> [WHAT THE EXERCISE ASKS] Work out how many lines contain "component". Reply with the count alone.

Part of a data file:
━━━━
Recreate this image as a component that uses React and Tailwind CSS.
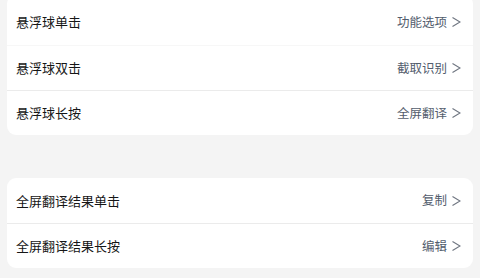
export default function App() {
  const groupA = [
    { label: "悬浮球单击", value: "功能选项", first: true },
    { label: "悬浮球双击", value: "截取识别" },
    { label: "悬浮球长按", value: "全屏翻译" },
  ];
  const groupB = [
    { label: "全屏翻译结果单击", value: "复制" },
    { label: "全屏翻译结果长按", value: "编辑" },
  ];

  const Row = ({ label, value, first, divider, faint }) => (
    <div
      className={`flex items-center justify-between pl-[9px] pr-[12px] ${
        first ? "h-[50px] pt-[4px]" : "h-[45px]"
      } ${divider ? (faint ? "border-t border-[#f7f7f7]" : "border-t border-[#ebebeb]") : ""}`}
    >
      <span className="text-[13px] text-[#161616]">{label}</span>
      <span className="flex items-center gap-[4px] text-[12.5px] text-[#535d6d]">
        {value}
        <svg width="10" height="12" viewBox="0 0 10 12" fill="none">
          <path d="M1.5 1.5l7.5 4.5-7.5 4.5" stroke="#6e7580" strokeWidth="1.1" />
        </svg>
      </span>
    </div>
  );

  return (
    <div
      className="h-[278px] w-[480px] overflow-hidden bg-[#f4f4f4] px-[7px]"
      style={{ fontFamily: '"Noto Sans CJK SC", "Noto Sans", sans-serif' }}
    >
      <div className="-mt-[5px] overflow-hidden rounded-[9px] bg-white">
        {groupA.map((r, i) => (
          <Row key={r.label} {...r} divider={i > 0} faint={i === 1} />
        ))}
      </div>
      <div className="mt-[43px] overflow-hidden rounded-[9px] bg-white">
        {groupB.map((r, i) => (
          <Row key={r.label} {...r} divider={i > 0} />
        ))}
      </div>
    </div>
  );
}
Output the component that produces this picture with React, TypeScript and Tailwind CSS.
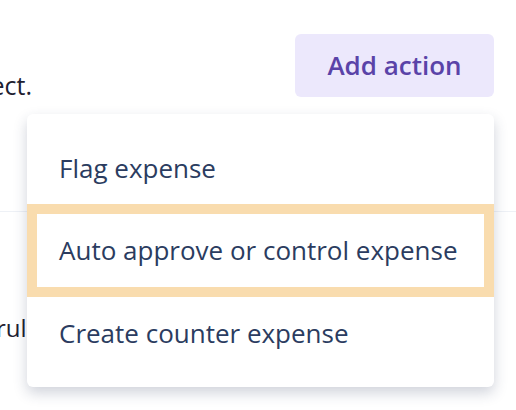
import React from 'react';

const actions = ['Flag expense', 'Auto approve or control expense', 'Create counter expense'];

function App() {
  const highlighted = 1;

  return (
    <div className="relative w-[516px] h-[410px] overflow-hidden bg-white font-['Open_Sans',sans-serif]">
      <div className="pt-[34px]">
        {/* header row: description text + button */}
        <div className="flex h-[63px] items-start">
          <div className="flex w-[32px] justify-end pt-[37px]">
            <p className="whitespace-nowrap text-[25px] leading-[29px] text-[#1d2030]">
              Choose which action this rule should take effect.
            </p>
          </div>
          <button className="ml-auto mr-[22px] h-[63px] w-[199px] rounded-md bg-[#ece8fc] text-[26px] font-semibold text-[#5a43a8]">
            Add action
          </button>
        </div>

        <div className="mt-[114px] border-t border-[#eef1f6]" />

        <div className="mt-[101px] ml-[-4px] flex w-[31px] justify-start">
          <p className="whitespace-nowrap text-[24px] leading-[29px] text-[#1d2030]">rule applies when</p>
        </div>
      </div>

      {/* dropdown menu */}
      <div className="absolute left-[27px] top-[114px] w-[467px] rounded-md bg-white py-[18px] shadow-[0_6px_14px_rgba(40,55,90,0.22)]">
        {actions.map((label, i) => (
          <div
            key={label}
            className={
              i === highlighted
                ? 'flex h-[93px] items-center border-[10px] border-[#f9dcae] pl-[22px] text-[26px] text-[#2b3c60]'
                : 'flex h-[72px] items-center pl-[32px] text-[26px] text-[#2b3c60]'
            }
          >
            {label}
          </div>
        ))}
      </div>
    </div>
  );
}

export default App;
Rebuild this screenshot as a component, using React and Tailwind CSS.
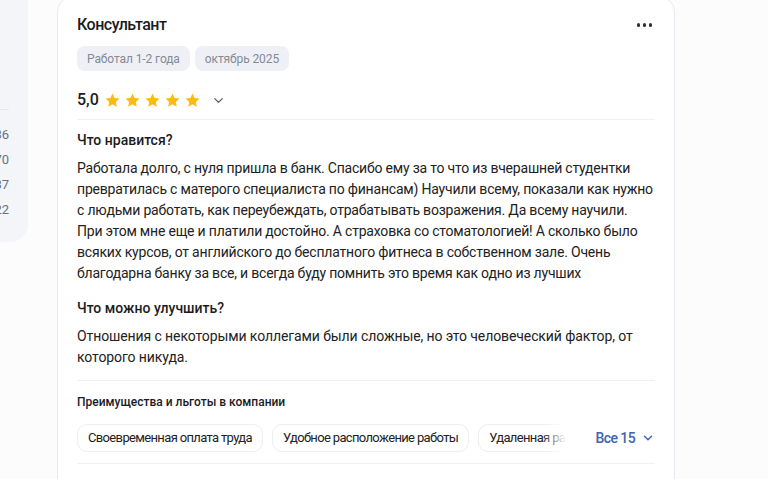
import { ChevronDown, ThumbsUp, ThumbsDown, MessageCircle } from 'lucide-react';

function Star() {
  return (
    <svg width="17" height="17" viewBox="0 0 24 24" className="shrink-0">
      <path
        d="M12 2.2l2.95 6.3 6.85.8-5.08 4.7 1.36 6.8L12 17.4l-6.08 3.4 1.36-6.8L2.2 9.3l6.85-.8z"
        fill="#ffbb0d"
      />
    </svg>
  );
}

function Tag({ children }) {
  return (
    <span className="h-[25px] px-[10px] flex items-center rounded-[8px] bg-[#eef0f5] text-[12px] tracking-[-0.1px] text-[#848a96] whitespace-nowrap">
      {children}
    </span>
  );
}

function Perk({ children }) {
  return (
    <span className="h-[28px] px-[10px] flex items-center rounded-[10px] border border-[#eceef2] bg-white text-[13px] tracking-[-0.65px] text-[#222] whitespace-nowrap shrink-0">
      {children}
    </span>
  );
}

export default function App() {
  const stats = ['36', '70', '37', '22'];

  return (
    <div className="w-[768px] h-[479px] overflow-hidden bg-[#fcfcfd] flex items-start font-['Roboto',sans-serif]">
      {/* Левая колонка (обрезана) */}
      <div className="w-[180px] -ml-[152px] h-[242px] shrink-0 bg-[#f4f5f9] rounded-br-[18px] pt-[109px] pr-[19px]">
        <div className="border-t border-[#e6e8ee]" />
        <div className="mt-[16px] flex flex-col gap-[7px] text-right text-[13px] leading-[18px] text-[#6b7080]">
          {stats.map((s) => (
            <div key={s}>{s}</div>
          ))}
        </div>
      </div>

      {/* Карточка отзыва */}
      <div className="ml-[29px] -mt-[4px] w-[618px] shrink-0 bg-white border border-[#e8eaf0] rounded-[16px] pl-[19px] pr-[19px] pt-[16px] pb-6">
        <div className="flex items-center justify-between">
          <h3 className="text-[16px] leading-[24px] font-medium tracking-[-0.5px] text-[#1b1b1f]">Консультант</h3>
          <div className="flex gap-[2.5px] mr-[3px]">
            <span className="w-[3.5px] h-[3.5px] rounded-full bg-[#2a2f3a]" />
            <span className="w-[3.5px] h-[3.5px] rounded-full bg-[#2a2f3a]" />
            <span className="w-[3.5px] h-[3.5px] rounded-full bg-[#2a2f3a]" />
          </div>
        </div>

        <div className="flex gap-[5px] mt-[9px]">
          <Tag>Работал 1-2 года</Tag>
          <Tag>октябрь 2025</Tag>
        </div>

        <div className="flex items-center mt-[17px] h-[24px]">
          <span className="text-[16px] font-medium text-[#1b1b1f]">5,0</span>
          <div className="flex gap-[3px] ml-[5px]">
            <Star />
            <Star />
            <Star />
            <Star />
            <Star />
          </div>
          <ChevronDown size={15} strokeWidth={2} className="ml-[10px] text-[#555a64]" />
        </div>

        <div className="mt-[7px] border-t border-[#eff1f4] w-[578px]" />

        <h4 className="mt-[10px] text-[14px] leading-[20px] font-medium text-[#1b1b1f]">Что нравится?</h4>
        <p className="mt-[8px] text-[14px] leading-[21px] tracking-[-0.2px] text-[#222] whitespace-nowrap">
          Работала долго, с нуля пришла в банк. Спасибо ему за то что из вчерашней студентки
          <br />
          превратилась с матерого специалиста по финансам) Научили всему, показали как нужно
          <br />
          с людьми работать, как переубеждать, отрабатывать возражения. Да всему научили.
          <br />
          При этом мне еще и платили достойно. А страховка со стоматологией! А сколько было
          <br />
          всяких курсов, от английского до бесплатного фитнеса в собственном зале. Очень
          <br />
          благодарна банку за все, и всегда буду помнить это время как одно из лучших
        </p>

        <h4 className="mt-[14px] text-[14px] leading-[20px] font-medium text-[#1b1b1f]">Что можно улучшить?</h4>
        <p className="mt-[8px] text-[14px] leading-[21px] tracking-[-0.1px] text-[#222] whitespace-nowrap">
          Отношения с некоторыми коллегами были сложные, но это человеческий фактор, от
          <br />
          которого никуда.
        </p>

        <div className="mt-[12px] border-t border-[#eff1f4] w-[578px]" />

        <h5 className="mt-[13px] text-[12px] leading-[16px] font-medium text-[#1b1b1f]">
          Преимущества и льготы в компании
        </h5>

        <div className="mt-[14px] flex items-center w-[578px]">
          <div className="relative w-[490px] overflow-hidden flex gap-[9px]">
            <Perk>Своевременная оплата труда</Perk>
            <Perk>Удобное расположение работы</Perk>
            <Perk>Удаленная работа</Perk>
            <div className="absolute right-0 top-0 h-full w-[24px] bg-gradient-to-r from-transparent to-white" />
          </div>
          <button className="ml-[30px] flex items-center gap-[6px] text-[14px] font-medium tracking-[-0.6px] text-[#4064b3] whitespace-nowrap">
            Все 15
            <ChevronDown size={14} strokeWidth={2.5} />
          </button>
        </div>

        <div className="mt-[11px] border-t border-[#eff1f4] w-[578px]" />

        <div className="mt-[13px] flex items-center text-[13px] text-[#a3abbe]">
          <span className="flex items-center gap-1">
            <ThumbsUp size={16} /> Полезно
          </span>
          <span className="ml-[110px] flex items-center gap-1">
            <ThumbsDown size={16} /> Не полезно
          </span>
          <span className="ml-[20px] flex items-center gap-1">
            <MessageCircle size={16} /> Ответить
          </span>
        </div>
      </div>
    </div>
  );
}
━━━━
> [REPLY] 3